In a column written on Sunday, November 4, 2012, the weekend before the presidential election, SEIU president Mary Kay Henry wrote "On Saturday, more than twenty-five thousand SEIU members were out in full force, knocking doors and making the case for President Obama and other champions for working people."

She continued, "Collectively, SEIU members have knocked almost 460,000 doors in Ohio, having conversations with close to 7,000 members along the way."

This is undoubtedly public communication, posted on the Internet, made within four days of the election. Yet the IRS is not targeting 501(c)(5) organizations such as the SEIU.

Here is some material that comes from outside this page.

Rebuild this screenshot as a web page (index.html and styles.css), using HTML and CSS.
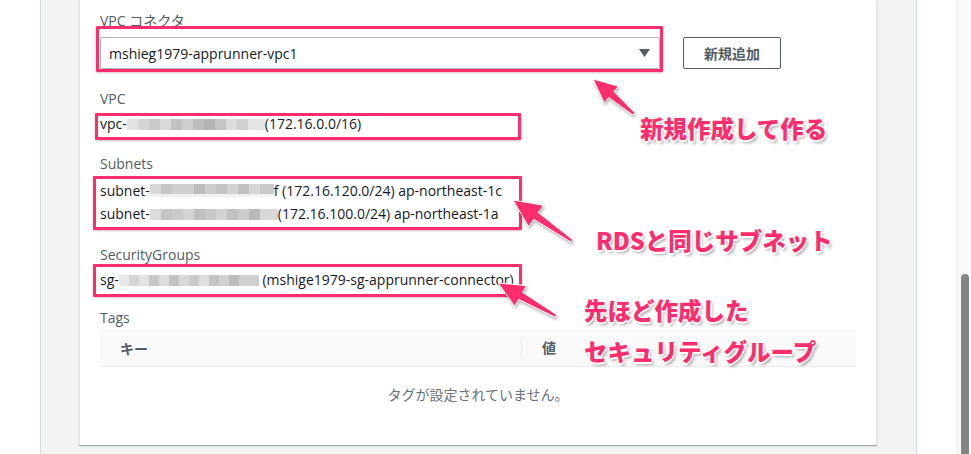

Also left untouched are 501(c)(3) organizations, which benefit from tax-deductible contributions as well as tax-exempt status. Many individuals and foundations give only to 501(c)(3)s. It is not unusual for some of these, such as the Sierra Club or Planned Parenthood, to educate the public about the preferred way to vote.

The Sierra Club, which accepts tax-deductible contributions, brags on its website about its campaign success: "By framing many of the state and federal races with environmental issues," the Club writes, "we not only won many of our battles, we facilitated a shift in power that will help us win the war against dirty energy and its effects on the planet."

It is bad enough if the government imposes too many regulations on everyone. It is even worse when the government imposes regulations on its political enemies but not its political friends. The wisest course for the IRS would be to leave the regulation of political speech to the courts and the Federal Election Commission.